OBJECTIVE
All the data must come back unchanged, except that pictures are left out.

DATA
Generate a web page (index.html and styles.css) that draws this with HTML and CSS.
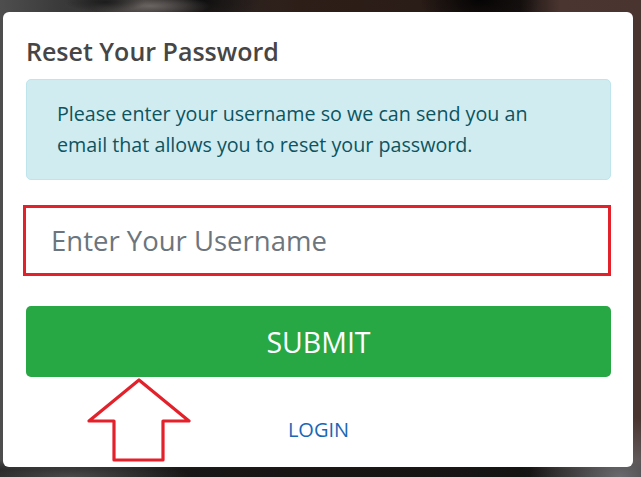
FILE: index.html
```html
<!DOCTYPE html>
<html lang="en">
<head>
<meta charset="utf-8">
<title>Reset Your Password</title>
<link rel="stylesheet" href="styles.css">
</head>
<body>
<div class="backdrop">
  <div class="card">
    <h1 class="title">Reset Your Password</h1>
    <div class="alert">Please enter your username so we can send you an email that allows you to reset your password.</div>
    <input class="field" type="text" placeholder="Enter Your Username">
    <button class="submit" type="button">SUBMIT</button>
    <a class="login" href="#">LOGIN</a>
    <svg class="arrow" width="110" height="90" viewBox="0 0 110 90" aria-hidden="true">
      <polygon points="54,2 104,43 78,43 78,82 29,82 29,43 4,43" fill="none" stroke="#e3212b" stroke-width="3.2" stroke-linejoin="round"/>
    </svg>
  </div>
</div>
</body>
</html>
```

FILE: styles.css
```css
html, body {
  margin: 0;
  padding: 0;
}

body {
  width: 641px;
  height: 477px;
  overflow: hidden;
  font-family: "Open Sans", "Noto Sans", sans-serif;
}

.backdrop {
  width: 641px;
  height: 477px;
  padding-top: 12px;
  box-sizing: border-box;
  background:
    radial-gradient(ellipse 40px 10px at 105px 2px, #1c1c1c 0%, rgba(28,28,28,0) 100%),
    radial-gradient(ellipse 60px 12px at 150px 6px, #6a6462 0%, rgba(106,100,98,0) 100%),
    radial-gradient(ellipse 60px 30px at 200px 0px, #0e0e0e 0%, rgba(14,14,14,0) 100%),
    radial-gradient(ellipse 60px 30px at 480px 0px, #050404 0%, rgba(5,4,4,0) 100%),
    radial-gradient(ellipse 90px 60px at 620px 477px, #6a6a6e 0%, rgba(106,106,110,0) 100%),
    radial-gradient(ellipse 120px 20px at 70px 477px, #4a4a4a 0%, rgba(74,74,74,0) 100%),
    linear-gradient(180deg, rgba(0,0,0,0) 0px, rgba(0,0,0,0) 460px, rgba(20,20,20,0.85) 470px),
    linear-gradient(90deg, #4e4e4e 0px, #3a3a3a 60px, #2c2624 200px, #2e1e18 300px, #2a1c17 420px, #1a1412 520px, #4a3530 560px, #4a3430 641px);
}

.card {
  position: relative;
  width: 630px;
  height: 455px;
  margin-left: 3px;
  box-sizing: border-box;
  padding: 22px 22px 0 20px;
  background: #ffffff;
  border-radius: 6px;
  display: flex;
  flex-direction: column;
}

.title {
  margin: 0 0 0 3px;
  font-size: 25px;
  line-height: 34px;
  font-weight: 600;
  color: #464646;
}

.alert {
  margin-top: 11px;
  margin-left: 3px;
  padding: 18px 70px 19px 30px;
  background: #d1ecf1;
  border: 1px solid #bee5eb;
  border-radius: 5px;
  color: #0c5460;
  font-size: 19.7px;
  line-height: 31px;
}

.field {
  margin-top: 25px;
  height: 71px;
  box-sizing: border-box;
  border: 3px solid #e3212b;
  border-radius: 0;
  padding: 0 0 0 25px;
  font-family: inherit;
  font-size: 27.5px;
  color: #495057;
  background: #fff;
  outline: none;
}

.field::placeholder {
  color: #6c757d;
}

.submit {
  margin-top: 30px;
  margin-left: 3px;
  height: 71px;
  border: 0;
  border-radius: 5px;
  background: #28a745;
  color: #ffffff;
  font-family: inherit;
  font-size: 28.5px;
  padding: 0;
}

.login {
  margin-top: 38px;
  align-self: center;
  margin-left: 3px;
  font-size: 20px;
  line-height: 30px;
  color: #1967b5;
  text-decoration: none;
}

.arrow {
  position: absolute;
  left: 82px;
  top: 366px;
}
```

ANSWER
Generate a web page (index.html and styles.css) that draws this with HTML and CSS.
FILE: index.html
```html
<!DOCTYPE html>
<html lang="en">
<head>
<meta charset="utf-8">
<title>Reset Your Password</title>
<link rel="stylesheet" href="styles.css">
</head>
<body>
<div class="backdrop">
  <div class="card">
    <h1 class="title">Reset Your Password</h1>
    <div class="alert">Please enter your username so we can send you an email that allows you to reset your password.</div>
    <input class="field" type="text" placeholder="Enter Your Username">
    <button class="submit" type="button">SUBMIT</button>
    <a class="login" href="#">LOGIN</a>
    <svg class="arrow" width="110" height="90" viewBox="0 0 110 90" aria-hidden="true">
      <polygon points="54,2 104,43 78,43 78,82 29,82 29,43 4,43" fill="none" stroke="#e3212b" stroke-width="3.2" stroke-linejoin="round"/>
    </svg>
  </div>
</div>
</body>
</html>
```

FILE: styles.css
```css
html, body {
  margin: 0;
  padding: 0;
}

body {
  width: 641px;
  height: 477px;
  overflow: hidden;
  font-family: "Open Sans", "Noto Sans", sans-serif;
}

.backdrop {
  width: 641px;
  height: 477px;
  padding-top: 12px;
  box-sizing: border-box;
  background:
    radial-gradient(ellipse 40px 10px at 105px 2px, #1c1c1c 0%, rgba(28,28,28,0) 100%),
    radial-gradient(ellipse 60px 12px at 150px 6px, #6a6462 0%, rgba(106,100,98,0) 100%),
    radial-gradient(ellipse 60px 30px at 200px 0px, #0e0e0e 0%, rgba(14,14,14,0) 100%),
    radial-gradient(ellipse 60px 30px at 480px 0px, #050404 0%, rgba(5,4,4,0) 100%),
    radial-gradient(ellipse 90px 60px at 620px 477px, #6a6a6e 0%, rgba(106,106,110,0) 100%),
    radial-gradient(ellipse 120px 20px at 70px 477px, #4a4a4a 0%, rgba(74,74,74,0) 100%),
    linear-gradient(180deg, rgba(0,0,0,0) 0px, rgba(0,0,0,0) 460px, rgba(20,20,20,0.85) 470px),
    linear-gradient(90deg, #4e4e4e 0px, #3a3a3a 60px, #2c2624 200px, #2e1e18 300px, #2a1c17 420px, #1a1412 520px, #4a3530 560px, #4a3430 641px);
}

.card {
  position: relative;
  width: 630px;
  height: 455px;
  margin-left: 3px;
  box-sizing: border-box;
  padding: 22px 22px 0 20px;
  background: #ffffff;
  border-radius: 6px;
  display: flex;
  flex-direction: column;
}

.title {
  margin: 0 0 0 3px;
  font-size: 25px;
  line-height: 34px;
  font-weight: 600;
  color: #464646;
}

.alert {
  margin-top: 11px;
  margin-left: 3px;
  padding: 18px 70px 19px 30px;
  background: #d1ecf1;
  border: 1px solid #bee5eb;
  border-radius: 5px;
  color: #0c5460;
  font-size: 19.7px;
  line-height: 31px;
}

.field {
  margin-top: 25px;
  height: 71px;
  box-sizing: border-box;
  border: 3px solid #e3212b;
  border-radius: 0;
  padding: 0 0 0 25px;
  font-family: inherit;
  font-size: 27.5px;
  color: #495057;
  background: #fff;
  outline: none;
}

.field::placeholder {
  color: #6c757d;
}

.submit {
  margin-top: 30px;
  margin-left: 3px;
  height: 71px;
  border: 0;
  border-radius: 5px;
  background: #28a745;
  color: #ffffff;
  font-family: inherit;
  font-size: 28.5px;
  padding: 0;
}

.login {
  margin-top: 38px;
  align-self: center;
  margin-left: 3px;
  font-size: 20px;
  line-height: 30px;
  color: #1967b5;
  text-decoration: none;
}

.arrow {
  position: absolute;
  left: 82px;
  top: 366px;
}
```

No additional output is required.